[START Supplied information]

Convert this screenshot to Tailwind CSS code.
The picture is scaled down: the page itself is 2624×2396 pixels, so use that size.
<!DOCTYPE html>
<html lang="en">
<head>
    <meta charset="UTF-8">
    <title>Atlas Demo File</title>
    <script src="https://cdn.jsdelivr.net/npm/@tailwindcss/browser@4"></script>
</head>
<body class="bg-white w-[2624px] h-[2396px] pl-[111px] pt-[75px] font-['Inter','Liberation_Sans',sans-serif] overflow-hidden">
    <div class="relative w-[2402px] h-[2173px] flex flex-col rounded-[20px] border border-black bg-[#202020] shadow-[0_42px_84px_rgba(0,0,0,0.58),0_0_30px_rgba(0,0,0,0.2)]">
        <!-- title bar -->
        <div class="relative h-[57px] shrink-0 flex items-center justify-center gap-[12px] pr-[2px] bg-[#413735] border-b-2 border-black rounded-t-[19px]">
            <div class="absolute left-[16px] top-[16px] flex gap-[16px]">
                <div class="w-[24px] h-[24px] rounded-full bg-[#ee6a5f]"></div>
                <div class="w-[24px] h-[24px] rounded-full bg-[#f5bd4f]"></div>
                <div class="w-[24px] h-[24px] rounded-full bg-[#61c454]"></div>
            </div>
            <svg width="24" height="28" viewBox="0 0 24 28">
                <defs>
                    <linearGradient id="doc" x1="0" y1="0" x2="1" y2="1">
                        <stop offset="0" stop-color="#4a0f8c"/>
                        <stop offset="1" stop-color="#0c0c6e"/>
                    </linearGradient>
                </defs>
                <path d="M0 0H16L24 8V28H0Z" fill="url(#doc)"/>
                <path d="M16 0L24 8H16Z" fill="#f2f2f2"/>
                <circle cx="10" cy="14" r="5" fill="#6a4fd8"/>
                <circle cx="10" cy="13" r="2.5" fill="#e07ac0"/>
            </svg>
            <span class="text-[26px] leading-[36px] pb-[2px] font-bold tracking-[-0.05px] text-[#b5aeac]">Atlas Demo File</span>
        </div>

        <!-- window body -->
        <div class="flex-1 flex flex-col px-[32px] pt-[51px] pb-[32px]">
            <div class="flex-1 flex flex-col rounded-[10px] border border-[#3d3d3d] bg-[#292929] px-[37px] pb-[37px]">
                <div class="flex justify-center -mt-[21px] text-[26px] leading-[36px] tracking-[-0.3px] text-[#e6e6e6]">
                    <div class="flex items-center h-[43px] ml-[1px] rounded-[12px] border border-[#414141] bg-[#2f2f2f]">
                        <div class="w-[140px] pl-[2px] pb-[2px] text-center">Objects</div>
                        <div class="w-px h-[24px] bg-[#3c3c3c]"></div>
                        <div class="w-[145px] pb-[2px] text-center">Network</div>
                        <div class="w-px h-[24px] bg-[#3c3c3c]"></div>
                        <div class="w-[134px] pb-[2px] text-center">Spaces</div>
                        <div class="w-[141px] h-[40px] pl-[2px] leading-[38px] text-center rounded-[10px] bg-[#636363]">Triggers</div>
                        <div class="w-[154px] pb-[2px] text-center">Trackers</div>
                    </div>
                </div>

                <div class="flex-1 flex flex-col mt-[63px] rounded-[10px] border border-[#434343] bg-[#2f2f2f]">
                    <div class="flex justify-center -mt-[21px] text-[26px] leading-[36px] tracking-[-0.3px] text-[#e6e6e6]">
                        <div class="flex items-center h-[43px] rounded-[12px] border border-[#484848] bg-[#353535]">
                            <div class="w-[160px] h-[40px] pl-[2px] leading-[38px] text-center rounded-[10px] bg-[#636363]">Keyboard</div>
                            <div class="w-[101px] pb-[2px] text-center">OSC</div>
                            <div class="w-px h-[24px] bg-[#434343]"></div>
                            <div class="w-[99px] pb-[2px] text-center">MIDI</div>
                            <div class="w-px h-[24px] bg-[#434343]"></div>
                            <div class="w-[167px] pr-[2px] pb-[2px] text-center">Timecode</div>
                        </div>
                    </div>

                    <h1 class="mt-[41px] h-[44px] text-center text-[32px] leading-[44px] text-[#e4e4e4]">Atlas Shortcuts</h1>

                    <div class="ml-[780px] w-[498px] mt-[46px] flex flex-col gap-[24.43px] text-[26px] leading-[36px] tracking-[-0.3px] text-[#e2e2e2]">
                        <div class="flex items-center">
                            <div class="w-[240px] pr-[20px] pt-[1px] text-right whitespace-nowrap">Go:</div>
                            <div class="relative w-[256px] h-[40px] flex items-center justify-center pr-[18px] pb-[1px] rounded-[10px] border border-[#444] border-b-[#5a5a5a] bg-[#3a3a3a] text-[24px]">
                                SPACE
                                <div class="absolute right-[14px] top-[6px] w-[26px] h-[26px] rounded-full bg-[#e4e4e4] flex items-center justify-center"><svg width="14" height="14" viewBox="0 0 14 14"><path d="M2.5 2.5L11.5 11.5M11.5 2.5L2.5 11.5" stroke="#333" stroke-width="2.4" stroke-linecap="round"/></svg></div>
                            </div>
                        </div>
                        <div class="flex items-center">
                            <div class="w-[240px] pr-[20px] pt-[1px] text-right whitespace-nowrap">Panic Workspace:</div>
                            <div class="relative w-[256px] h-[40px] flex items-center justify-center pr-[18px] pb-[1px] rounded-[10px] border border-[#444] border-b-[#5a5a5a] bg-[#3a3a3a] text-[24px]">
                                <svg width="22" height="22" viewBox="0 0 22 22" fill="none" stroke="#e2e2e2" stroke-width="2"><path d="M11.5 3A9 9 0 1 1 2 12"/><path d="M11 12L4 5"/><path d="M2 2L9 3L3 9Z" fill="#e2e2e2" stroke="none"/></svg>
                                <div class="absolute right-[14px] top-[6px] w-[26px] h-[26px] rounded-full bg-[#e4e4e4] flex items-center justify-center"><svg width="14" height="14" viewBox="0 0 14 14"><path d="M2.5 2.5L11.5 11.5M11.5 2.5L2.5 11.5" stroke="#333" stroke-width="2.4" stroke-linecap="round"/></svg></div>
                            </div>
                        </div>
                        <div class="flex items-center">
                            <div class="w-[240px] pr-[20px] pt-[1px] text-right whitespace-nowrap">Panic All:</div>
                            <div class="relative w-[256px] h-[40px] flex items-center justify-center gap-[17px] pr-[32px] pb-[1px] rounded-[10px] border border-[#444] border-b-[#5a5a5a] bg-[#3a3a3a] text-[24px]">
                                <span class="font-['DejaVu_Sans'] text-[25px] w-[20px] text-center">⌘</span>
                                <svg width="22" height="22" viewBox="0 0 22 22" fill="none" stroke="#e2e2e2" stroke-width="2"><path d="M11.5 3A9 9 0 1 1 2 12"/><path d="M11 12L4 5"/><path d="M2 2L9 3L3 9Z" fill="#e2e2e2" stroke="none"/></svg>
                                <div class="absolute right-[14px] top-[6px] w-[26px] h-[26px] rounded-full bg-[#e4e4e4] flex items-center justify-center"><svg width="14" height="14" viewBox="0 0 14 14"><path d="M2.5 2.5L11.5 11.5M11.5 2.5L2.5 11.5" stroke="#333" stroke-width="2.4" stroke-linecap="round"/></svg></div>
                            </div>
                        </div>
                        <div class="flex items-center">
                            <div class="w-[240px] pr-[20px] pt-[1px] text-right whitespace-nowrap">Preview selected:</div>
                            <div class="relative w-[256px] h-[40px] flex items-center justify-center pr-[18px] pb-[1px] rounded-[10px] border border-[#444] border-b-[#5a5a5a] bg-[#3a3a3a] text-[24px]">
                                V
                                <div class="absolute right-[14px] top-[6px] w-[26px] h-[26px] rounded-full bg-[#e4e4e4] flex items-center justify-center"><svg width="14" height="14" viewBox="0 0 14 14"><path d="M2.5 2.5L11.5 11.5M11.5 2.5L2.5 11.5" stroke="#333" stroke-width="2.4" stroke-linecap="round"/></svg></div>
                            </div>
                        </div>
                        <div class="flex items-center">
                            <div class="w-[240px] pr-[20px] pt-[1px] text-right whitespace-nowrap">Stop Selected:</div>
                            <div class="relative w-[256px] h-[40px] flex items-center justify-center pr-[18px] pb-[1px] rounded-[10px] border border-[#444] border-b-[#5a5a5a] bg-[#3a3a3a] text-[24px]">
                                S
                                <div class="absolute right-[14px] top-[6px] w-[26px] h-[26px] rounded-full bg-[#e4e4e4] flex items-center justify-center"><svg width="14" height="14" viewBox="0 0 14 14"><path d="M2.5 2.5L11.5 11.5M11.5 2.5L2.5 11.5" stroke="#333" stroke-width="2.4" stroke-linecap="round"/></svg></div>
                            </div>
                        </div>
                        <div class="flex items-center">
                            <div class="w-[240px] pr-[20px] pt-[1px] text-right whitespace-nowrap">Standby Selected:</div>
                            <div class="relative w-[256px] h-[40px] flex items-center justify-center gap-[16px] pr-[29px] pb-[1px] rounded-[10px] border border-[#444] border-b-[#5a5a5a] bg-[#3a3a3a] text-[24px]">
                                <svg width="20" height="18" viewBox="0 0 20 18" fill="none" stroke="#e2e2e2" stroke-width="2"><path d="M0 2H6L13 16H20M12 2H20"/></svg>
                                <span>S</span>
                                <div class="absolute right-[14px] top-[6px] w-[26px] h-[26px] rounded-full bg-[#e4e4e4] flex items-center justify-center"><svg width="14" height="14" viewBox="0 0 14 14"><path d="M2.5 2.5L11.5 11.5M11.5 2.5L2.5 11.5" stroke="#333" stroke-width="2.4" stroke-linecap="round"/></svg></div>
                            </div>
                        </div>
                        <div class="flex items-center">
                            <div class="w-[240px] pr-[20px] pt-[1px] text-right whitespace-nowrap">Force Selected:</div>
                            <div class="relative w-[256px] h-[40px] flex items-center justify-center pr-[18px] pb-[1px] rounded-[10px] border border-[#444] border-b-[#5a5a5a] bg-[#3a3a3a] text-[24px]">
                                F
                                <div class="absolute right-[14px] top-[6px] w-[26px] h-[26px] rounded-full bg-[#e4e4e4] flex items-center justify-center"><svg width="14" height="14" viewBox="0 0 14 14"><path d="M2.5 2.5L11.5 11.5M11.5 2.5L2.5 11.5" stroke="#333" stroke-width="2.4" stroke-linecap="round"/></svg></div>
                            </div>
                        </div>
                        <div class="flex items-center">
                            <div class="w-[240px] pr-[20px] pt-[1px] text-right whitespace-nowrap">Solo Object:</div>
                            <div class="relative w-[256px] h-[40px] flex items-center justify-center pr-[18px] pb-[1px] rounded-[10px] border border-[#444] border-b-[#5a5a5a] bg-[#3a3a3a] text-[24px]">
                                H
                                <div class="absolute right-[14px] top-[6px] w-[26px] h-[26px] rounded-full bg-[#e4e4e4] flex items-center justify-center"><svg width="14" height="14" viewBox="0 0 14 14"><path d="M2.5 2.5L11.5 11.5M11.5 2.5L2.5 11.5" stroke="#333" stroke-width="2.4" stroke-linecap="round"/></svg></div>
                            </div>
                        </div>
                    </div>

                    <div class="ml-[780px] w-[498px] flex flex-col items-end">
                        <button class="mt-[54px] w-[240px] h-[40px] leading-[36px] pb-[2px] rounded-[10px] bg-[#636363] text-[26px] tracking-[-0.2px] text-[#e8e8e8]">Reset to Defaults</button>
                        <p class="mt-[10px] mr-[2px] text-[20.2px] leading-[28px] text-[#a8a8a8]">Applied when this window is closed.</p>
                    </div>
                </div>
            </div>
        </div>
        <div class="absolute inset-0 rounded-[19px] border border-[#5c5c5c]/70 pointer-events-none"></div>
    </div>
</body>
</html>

[END Supplied information]

### Problem requirements:
Search the data for the word "this" and copy each line where it appears.

### Exercise output:
Convert this screenshot to Tailwind CSS code.
                        <p class="mt-[10px] mr-[2px] text-[20.2px] leading-[28px] text-[#a8a8a8]">Applied when this window is closed.</p>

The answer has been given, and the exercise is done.